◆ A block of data
▼

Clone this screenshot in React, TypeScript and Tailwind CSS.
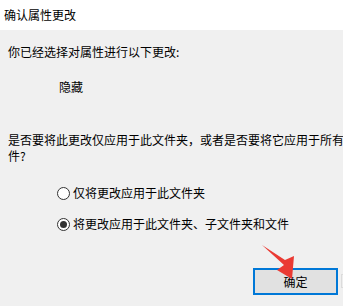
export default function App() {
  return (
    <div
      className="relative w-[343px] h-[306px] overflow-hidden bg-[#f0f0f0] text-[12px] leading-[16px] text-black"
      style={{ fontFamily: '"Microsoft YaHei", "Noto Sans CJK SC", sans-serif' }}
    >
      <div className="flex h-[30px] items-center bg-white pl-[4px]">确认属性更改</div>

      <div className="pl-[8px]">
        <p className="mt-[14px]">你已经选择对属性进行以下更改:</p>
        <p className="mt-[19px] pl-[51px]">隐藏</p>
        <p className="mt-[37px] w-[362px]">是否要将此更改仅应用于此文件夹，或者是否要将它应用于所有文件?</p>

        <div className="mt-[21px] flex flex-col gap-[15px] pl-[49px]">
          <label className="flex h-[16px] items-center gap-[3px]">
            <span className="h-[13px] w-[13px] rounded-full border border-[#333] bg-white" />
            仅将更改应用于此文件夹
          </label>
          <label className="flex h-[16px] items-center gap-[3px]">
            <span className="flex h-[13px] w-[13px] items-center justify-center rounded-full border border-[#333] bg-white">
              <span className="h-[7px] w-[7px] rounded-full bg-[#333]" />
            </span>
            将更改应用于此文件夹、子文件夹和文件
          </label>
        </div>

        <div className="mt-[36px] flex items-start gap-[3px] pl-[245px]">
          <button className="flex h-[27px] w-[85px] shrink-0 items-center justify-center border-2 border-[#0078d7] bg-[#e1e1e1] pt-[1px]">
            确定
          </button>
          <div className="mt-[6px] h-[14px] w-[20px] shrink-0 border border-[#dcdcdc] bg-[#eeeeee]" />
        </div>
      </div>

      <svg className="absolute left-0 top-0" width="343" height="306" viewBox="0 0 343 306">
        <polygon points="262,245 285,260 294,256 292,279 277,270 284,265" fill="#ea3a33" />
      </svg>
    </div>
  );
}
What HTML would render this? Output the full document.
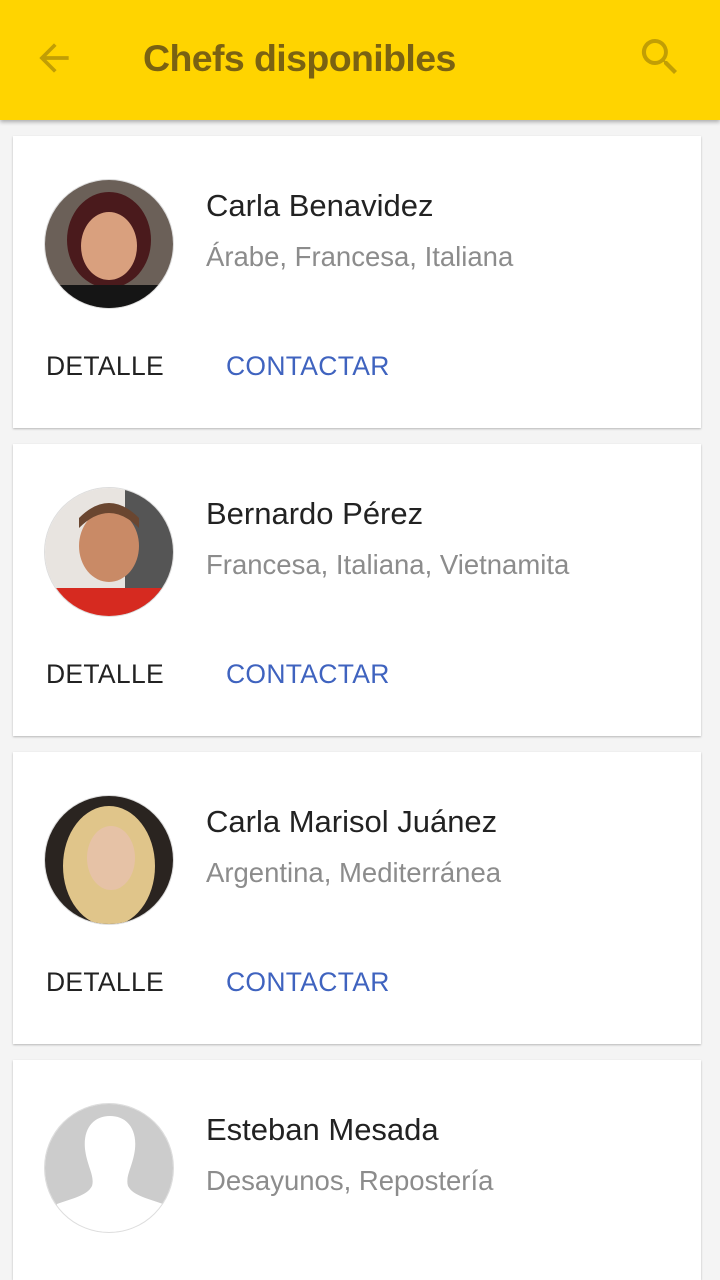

▲

◆ Exercise brief
From the top of the listing above, repeat each line exactly until you reach the line containing "h-[30px] items-center bg-white", and repeat that one too. Leave the pictures out.

◆ The reply
Clone this screenshot in React, TypeScript and Tailwind CSS.
export default function App() {
  return (
    <div
      className="relative w-[343px] h-[306px] overflow-hidden bg-[#f0f0f0] text-[12px] leading-[16px] text-black"
      style={{ fontFamily: '"Microsoft YaHei", "Noto Sans CJK SC", sans-serif' }}
    >
      <div className="flex h-[30px] items-center bg-white pl-[4px]">确认属性更改</div>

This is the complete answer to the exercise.